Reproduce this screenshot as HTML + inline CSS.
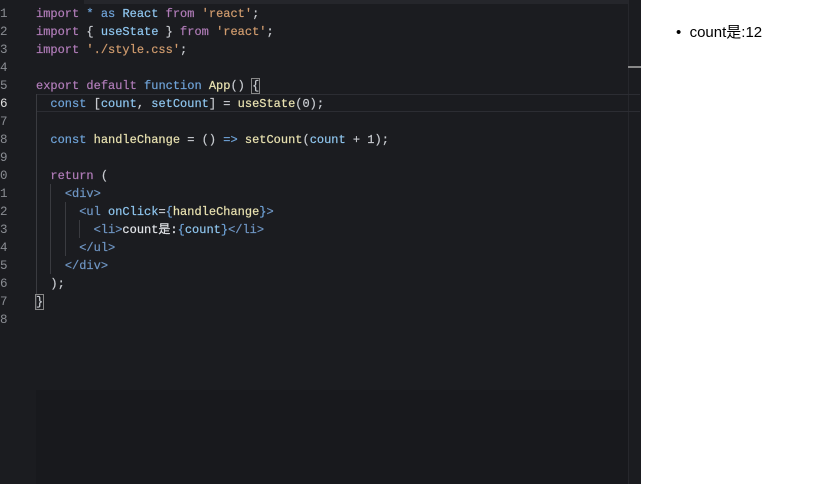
<!DOCTYPE html>
<html><head><meta charset="utf-8"><style>
body{margin:0;width:828px;height:484px;background:#1b1c20;overflow:hidden;position:relative;font-family:"Liberation Mono","Noto Sans CJK SC",monospace;}
.top{position:absolute;left:84px;top:0;width:544px;height:4px;background:#25262b}
.low{position:absolute;left:36px;top:390px;width:592px;height:94px;background:#18191d}
.ln{position:absolute;left:0;width:14px;text-align:left;color:#8a8d93;font-size:12.5px}
.code{position:absolute;left:36px;font-size:12px;white-space:pre;color:#c9ccd1;line-height:18px;-webkit-text-stroke:0.2px}
.k{color:#b07cb8}.b{color:#6fa3d8}.s{color:#d19c6e}.f{color:#e8e1b0}.v{color:#8fc6ef}.t{color:#6f96c4}.w{color:#e2e4e8}
.hl{position:absolute;left:36px;top:94px;width:604px;height:18px;border-top:1px solid #2c2d33;border-bottom:1px solid #2c2d33;box-sizing:border-box}
.g{position:absolute;width:1px;background:#3a3b40}
.right{position:absolute;left:641px;top:0;width:187px;height:484px;background:#fff;font-family:"Liberation Sans","Noto Sans CJK SC",sans-serif;font-size:15px;color:#000}
.vl{position:absolute;left:628px;top:0;width:1px;height:484px;background:#26272c}
</style></head><body>
<div class="top"></div><div class="low"></div>
<div class="vl"></div>
<div style="position:absolute;left:628px;top:66px;width:13px;height:2px;background:#888"></div>
<div class="hl"></div>
<div class="g" style="left:36px;top:94px;height:216px"></div>
<div class="g" style="left:50px;top:184px;height:90px"></div>
<div class="g" style="left:65px;top:202px;height:54px"></div>
<div class="g" style="left:79px;top:220px;height:18px"></div>
<div class="ln" style="top:5px;line-height:18px">1<br>2<br>3<br>4<br>5<br><span style="color:#e0e0e0">6</span><br>7<br>8<br>9<br>0<br>1<br>2<br>3<br>4<br>5<br>6<br>7<br>8</div>
<div class="code" style="top:5px"><span class="k">import</span> <span class="b">*</span> <span class="b">as</span> <span class="v">React</span> <span class="k">from</span> <span class="s">'react'</span>;
<span class="k">import</span> { <span class="v">useState</span> } <span class="k">from</span> <span class="s">'react'</span>;
<span class="k">import</span> <span class="s">'./style.css'</span>;

<span class="k">export</span> <span class="k">default</span> <span class="b">function</span> <span class="f">App</span>() <span style="outline:1px solid #888">{</span>
  <span class="b">const</span> [<span class="v">count</span>, <span class="v">setCount</span>] = <span class="f">useState</span>(0);

  <span class="b">const</span> <span class="f">handleChange</span> = () <span class="b">=&gt;</span> <span class="f">setCount</span>(<span class="v">count</span> + 1);

  <span class="k">return</span> (
    <span class="t">&lt;div&gt;</span>
      <span class="t">&lt;ul</span> <span class="v">onClick</span>=<span class="b">{</span><span class="f">handleChange</span><span class="b">}</span><span class="t">&gt;</span>
        <span class="t">&lt;li&gt;</span><span class="w">count是:</span><span class="b">{</span><span class="v">count</span><span class="b">}</span><span class="t">&lt;/li&gt;</span>
      <span class="t">&lt;/ul&gt;</span>
    <span class="t">&lt;/div&gt;</span>
  );
<span style="outline:1px solid #888">}</span>
</div>
<div class="right"><div style="position:absolute;left:35px;top:21px">•&nbsp; count是:12</div></div>
</body></html>
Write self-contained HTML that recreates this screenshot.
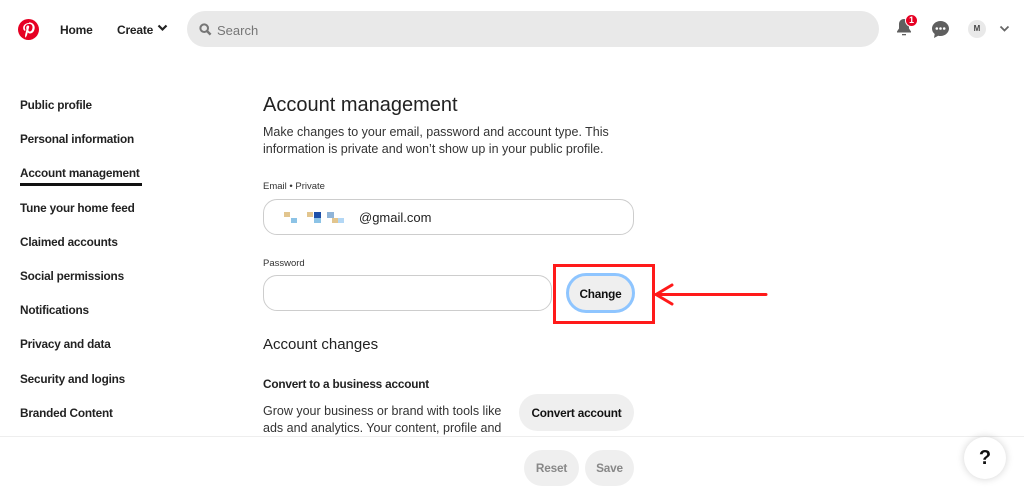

Work to do :: In the copy, include no pictures; restate the listing above exactly.

Exercise output ::
Reproduce this screenshot as HTML + inline CSS.
<!DOCTYPE html>
<html><head><meta charset="utf-8"><style>
body{margin:0;width:828px;height:484px;background:#1b1c20;overflow:hidden;position:relative;font-family:"Liberation Mono","Noto Sans CJK SC",monospace;}
.top{position:absolute;left:84px;top:0;width:544px;height:4px;background:#25262b}
.low{position:absolute;left:36px;top:390px;width:592px;height:94px;background:#18191d}
.ln{position:absolute;left:0;width:14px;text-align:left;color:#8a8d93;font-size:12.5px}
.code{position:absolute;left:36px;font-size:12px;white-space:pre;color:#c9ccd1;line-height:18px;-webkit-text-stroke:0.2px}
.k{color:#b07cb8}.b{color:#6fa3d8}.s{color:#d19c6e}.f{color:#e8e1b0}.v{color:#8fc6ef}.t{color:#6f96c4}.w{color:#e2e4e8}
.hl{position:absolute;left:36px;top:94px;width:604px;height:18px;border-top:1px solid #2c2d33;border-bottom:1px solid #2c2d33;box-sizing:border-box}
.g{position:absolute;width:1px;background:#3a3b40}
.right{position:absolute;left:641px;top:0;width:187px;height:484px;background:#fff;font-family:"Liberation Sans","Noto Sans CJK SC",sans-serif;font-size:15px;color:#000}
.vl{position:absolute;left:628px;top:0;width:1px;height:484px;background:#26272c}
</style></head><body>
<div class="top"></div><div class="low"></div>
<div class="vl"></div>
<div style="position:absolute;left:628px;top:66px;width:13px;height:2px;background:#888"></div>
<div class="hl"></div>
<div class="g" style="left:36px;top:94px;height:216px"></div>
<div class="g" style="left:50px;top:184px;height:90px"></div>
<div class="g" style="left:65px;top:202px;height:54px"></div>
<div class="g" style="left:79px;top:220px;height:18px"></div>
<div class="ln" style="top:5px;line-height:18px">1<br>2<br>3<br>4<br>5<br><span style="color:#e0e0e0">6</span><br>7<br>8<br>9<br>0<br>1<br>2<br>3<br>4<br>5<br>6<br>7<br>8</div>
<div class="code" style="top:5px"><span class="k">import</span> <span class="b">*</span> <span class="b">as</span> <span class="v">React</span> <span class="k">from</span> <span class="s">'react'</span>;
<span class="k">import</span> { <span class="v">useState</span> } <span class="k">from</span> <span class="s">'react'</span>;
<span class="k">import</span> <span class="s">'./style.css'</span>;

<span class="k">export</span> <span class="k">default</span> <span class="b">function</span> <span class="f">App</span>() <span style="outline:1px solid #888">{</span>
  <span class="b">const</span> [<span class="v">count</span>, <span class="v">setCount</span>] = <span class="f">useState</span>(0);

  <span class="b">const</span> <span class="f">handleChange</span> = () <span class="b">=&gt;</span> <span class="f">setCount</span>(<span class="v">count</span> + 1);

  <span class="k">return</span> (
    <span class="t">&lt;div&gt;</span>
      <span class="t">&lt;ul</span> <span class="v">onClick</span>=<span class="b">{</span><span class="f">handleChange</span><span class="b">}</span><span class="t">&gt;</span>
        <span class="t">&lt;li&gt;</span><span class="w">count是:</span><span class="b">{</span><span class="v">count</span><span class="b">}</span><span class="t">&lt;/li&gt;</span>
      <span class="t">&lt;/ul&gt;</span>
    <span class="t">&lt;/div&gt;</span>
  );
<span style="outline:1px solid #888">}</span>
</div>
<div class="right"><div style="position:absolute;left:35px;top:21px">•&nbsp; count是:12</div></div>
</body></html>
Write self-contained HTML that recreates this screenshot.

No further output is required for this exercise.